= REQUIRED TASK =
Everything from the line containing "What HTML would" through the line containing "10 L13 16 L19" must be written out exactly, and nothing more; leave any pictures out.

** BEGIN RECORDS TO PROCESS **

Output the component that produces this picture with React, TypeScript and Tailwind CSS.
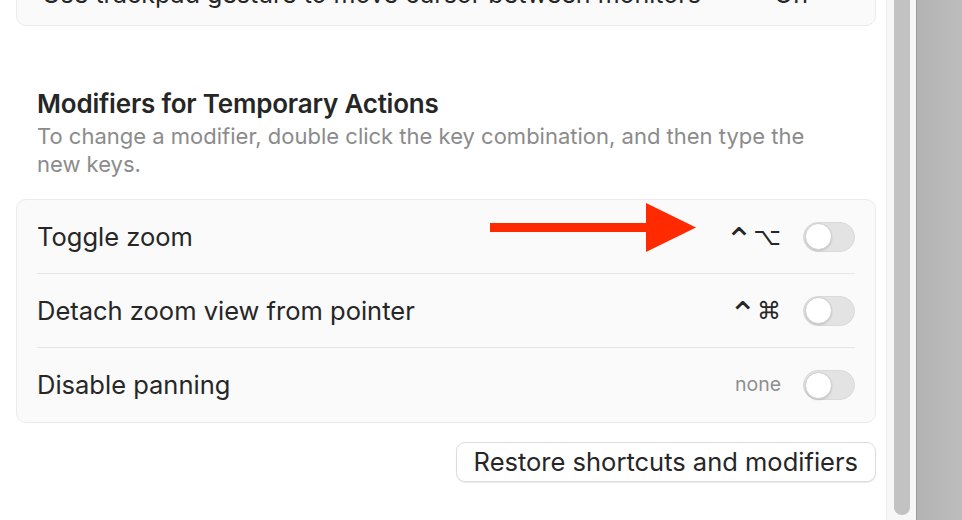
const font = { fontFamily: "Inter, 'Noto Sans', sans-serif" };

function Toggle() {
  return (
    <div className="flex h-[30px] w-[52px] shrink-0 items-center rounded-full border border-[#dadada] bg-[#e3e3e3] p-px">
      <div className="h-[27px] w-[27px] rounded-full border border-[#cfcfcf] bg-white shadow-[0_1px_2px_rgba(0,0,0,0.15)]" />
    </div>
  );
}

function Arrow() {
  return (
    <svg width="206" height="52" viewBox="0 0 206 52" className="shrink-0">
      <rect x="0" y="21" width="160" height="9" fill="#ff2a00" />
      <polygon points="156,1 206,25.5 156,50" fill="#ff2a00" />
    </svg>
  );
}

function Keys({ mod }: { mod: string }) {
  return (
    <span
      className="mr-[22px] flex w-[46px] items-center justify-end text-[#262626]"
      style={{ fontFamily: "'DejaVu Sans', sans-serif" }}
    >
      <span className="mt-[6px] text-[34px] leading-[28px]">⌃</span>
      <span className="text-[24px] leading-[28px]">{mod}</span>
    </span>
  );
}

const rows = [
  { label: "Toggle zoom", keys: "⌥", arrow: true },
  { label: "Detach zoom view from pointer", keys: "⌘" },
  { label: "Disable panning", keys: "none" },
];

export default function App() {
  return (
    <div className="flex h-[520px] w-[962px] overflow-hidden bg-white text-[#262626]" style={font}>
      <div className="flex w-[886px] shrink-0 flex-col pl-4 pr-[10px]">
        {/* row that is scrolled mostly out of view */}
        <div className="-mt-[42px] flex h-[68px] shrink-0 items-center rounded-[10px] border border-[#ebebeb] bg-[#fafafa] pl-[25px] pr-[24px]">
          <span className="mt-[4px] flex-1 text-[25px] leading-[28px]">Use trackpad gesture to move cursor between monitors</span>
          <span className="mt-[4px] mr-[12px] text-[25px] leading-[28px]">On</span>
          <div className="-mt-[34px] flex h-[42px] w-[31px] items-end justify-center rounded-[8px] bg-[#ececec] pb-[30px] shadow-[0_1px_1px_rgba(0,0,0,0.18)]">
            <svg width="12" height="8" viewBox="0 0 12 8">
              <path d="M1 1 L6 6 L11 1" fill="none" stroke="#333" strokeWidth="2.4" />
            </svg>
          </div>
        </div>

        <div className="mt-[64px] px-[21px]">
          <h2 className="text-[26px] font-semibold leading-[28px] tracking-[-0.2px]">Modifiers for Temporary Actions</h2>
          <p className="mt-[4px] max-w-[800px] text-[22px] leading-[28px] text-[#8b8b8b]">
            To change a modifier, double click the key combination, and then type the new keys.
          </p>
        </div>

        <div className="mt-[21px] flex flex-col rounded-[10px] border border-[#ebebeb] bg-[#fafafa] px-[20px]">
          {rows.map((r, i) => (
            <div
              key={r.label}
              className={
                "flex h-[74px] items-center " + (i < rows.length - 1 ? "border-b border-[#e6e6e6]" : "")
              }
            >
              <span className="flex-1 text-[25.5px] leading-[28px]">{r.label}</span>
              {r.arrow && (
                <div className="mr-[39px] -translate-y-[9px]">
                  <Arrow />
                </div>
              )}
              {r.keys === "none" ? (
                <span className="mr-[22px] w-[46px] text-right text-[19.5px] text-[#8e8e8e]">none</span>
              ) : (
                <Keys mod={r.keys} />
              )}
              <Toggle />
            </div>
          ))}
        </div>

        <div className="mt-[19px] flex justify-end">
          <button className="h-[40px] rounded-[9px] border border-[#dcdcdc] bg-white px-[17px] text-[25.5px] leading-[28px] text-[#262626] shadow-[0_1px_1px_rgba(0,0,0,0.08)]">
            Restore shortcuts and modifiers
          </button>
        </div>
      </div>

      {/* scrollbar */}
      <div className="flex w-[30px] shrink-0 border-l border-[#ececec] bg-[#f7f7f7] pl-[7px] pr-[5px]">
        <div className="h-[515px] w-[16px] rounded-b-full bg-[#c2c2c2]" />
      </div>
      <div className="flex-1 border-l border-[#9a9a9a] bg-gradient-to-r from-[#b3b3b3] to-[#bdbdbd]" />
    </div>
  );
}
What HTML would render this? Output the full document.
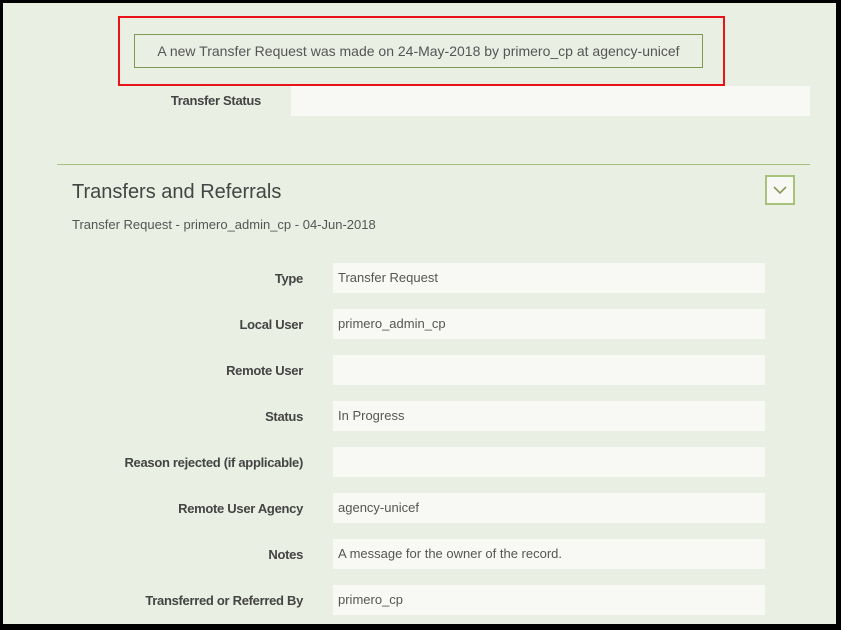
<!DOCTYPE html>
<html><head><style>
body{margin:0;width:841px;height:630px;background:#000;position:relative;overflow:hidden;font-family:"Liberation Sans",sans-serif;}
#c{position:absolute;left:3px;top:3px;width:833px;height:621px;background:#e9efe3;}
.a{position:absolute;}
.lbl{position:absolute;right:538px;width:300px;text-align:right;font-size:13px;font-weight:bold;color:#444;letter-spacing:-0.3px;}
.in{position:absolute;left:333px;width:432px;height:30px;background:#f8f8f4;font-size:13px;color:#555;line-height:30px;box-sizing:border-box;padding-left:5px;}
</style></head><body>
<div id="c"></div>
<div class="a" style="left:118px;top:16px;width:603px;height:66px;border:2px solid #e8141a;"></div>
<div class="a" style="left:134px;top:34px;width:569px;height:34px;border:1px solid #7d9a52;box-sizing:border-box;text-align:center;line-height:32px;font-size:14px;color:#555;">A new Transfer Request was made on 24-May-2018 by primero_cp at agency-unicef</div>
<div class="a" style="left:130px;top:93px;width:131px;text-align:right;font-size:13px;font-weight:bold;color:#444;letter-spacing:-0.3px;">Transfer Status</div>
<div class="a" style="left:291px;top:86px;width:519px;height:30px;background:#f8f8f4;"></div>
<div class="a" style="left:57px;top:164px;width:753px;height:1px;background:#a7c27a;"></div>
<div class="a" style="left:72px;top:181px;font-size:20px;color:#444;">Transfers and Referrals</div>
<div class="a" style="left:72px;top:217px;font-size:13px;color:#555;">Transfer Request - primero_admin_cp - 04-Jun-2018</div>
<div class="a" style="left:765px;top:175px;width:30px;height:30px;border:2px solid #a7c27a;box-sizing:border-box;background:#f8f8f4;">
<svg width="26" height="26" style="position:absolute;left:0;top:0"><path d="M7 10 L13 16 L19 10" fill="none" stroke="#8a9a5a" stroke-width="1.6"/></svg></div>

<div class="lbl" style="top:271px">Type</div><div class="in" style="top:263px">Transfer Request</div>
<div class="lbl" style="top:317px">Local User</div><div class="in" style="top:309px">primero_admin_cp</div>
<div class="lbl" style="top:363px">Remote User</div><div class="in" style="top:355px"></div>
<div class="lbl" style="top:409px">Status</div><div class="in" style="top:401px">In Progress</div>
<div class="lbl" style="top:455px">Reason rejected (if applicable)</div><div class="in" style="top:447px"></div>
<div class="lbl" style="top:501px">Remote User Agency</div><div class="in" style="top:493px">agency-unicef</div>
<div class="lbl" style="top:547px">Notes</div><div class="in" style="top:539px">A message for the owner of the record.</div>
<div class="lbl" style="top:593px">Transferred or Referred By</div><div class="in" style="top:585px">primero_cp</div>
</body></html>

** END RECORDS TO PROCESS **

= CORRECT OUTPUT =
What HTML would render this? Output the full document.
<!DOCTYPE html>
<html><head><style>
body{margin:0;width:841px;height:630px;background:#000;position:relative;overflow:hidden;font-family:"Liberation Sans",sans-serif;}
#c{position:absolute;left:3px;top:3px;width:833px;height:621px;background:#e9efe3;}
.a{position:absolute;}
.lbl{position:absolute;right:538px;width:300px;text-align:right;font-size:13px;font-weight:bold;color:#444;letter-spacing:-0.3px;}
.in{position:absolute;left:333px;width:432px;height:30px;background:#f8f8f4;font-size:13px;color:#555;line-height:30px;box-sizing:border-box;padding-left:5px;}
</style></head><body>
<div id="c"></div>
<div class="a" style="left:118px;top:16px;width:603px;height:66px;border:2px solid #e8141a;"></div>
<div class="a" style="left:134px;top:34px;width:569px;height:34px;border:1px solid #7d9a52;box-sizing:border-box;text-align:center;line-height:32px;font-size:14px;color:#555;">A new Transfer Request was made on 24-May-2018 by primero_cp at agency-unicef</div>
<div class="a" style="left:130px;top:93px;width:131px;text-align:right;font-size:13px;font-weight:bold;color:#444;letter-spacing:-0.3px;">Transfer Status</div>
<div class="a" style="left:291px;top:86px;width:519px;height:30px;background:#f8f8f4;"></div>
<div class="a" style="left:57px;top:164px;width:753px;height:1px;background:#a7c27a;"></div>
<div class="a" style="left:72px;top:181px;font-size:20px;color:#444;">Transfers and Referrals</div>
<div class="a" style="left:72px;top:217px;font-size:13px;color:#555;">Transfer Request - primero_admin_cp - 04-Jun-2018</div>
<div class="a" style="left:765px;top:175px;width:30px;height:30px;border:2px solid #a7c27a;box-sizing:border-box;background:#f8f8f4;">
<svg width="26" height="26" style="position:absolute;left:0;top:0"><path d="M7 10 L13 16 L19 10" fill="none" stroke="#8a9a5a" stroke-width="1.6"/></svg></div>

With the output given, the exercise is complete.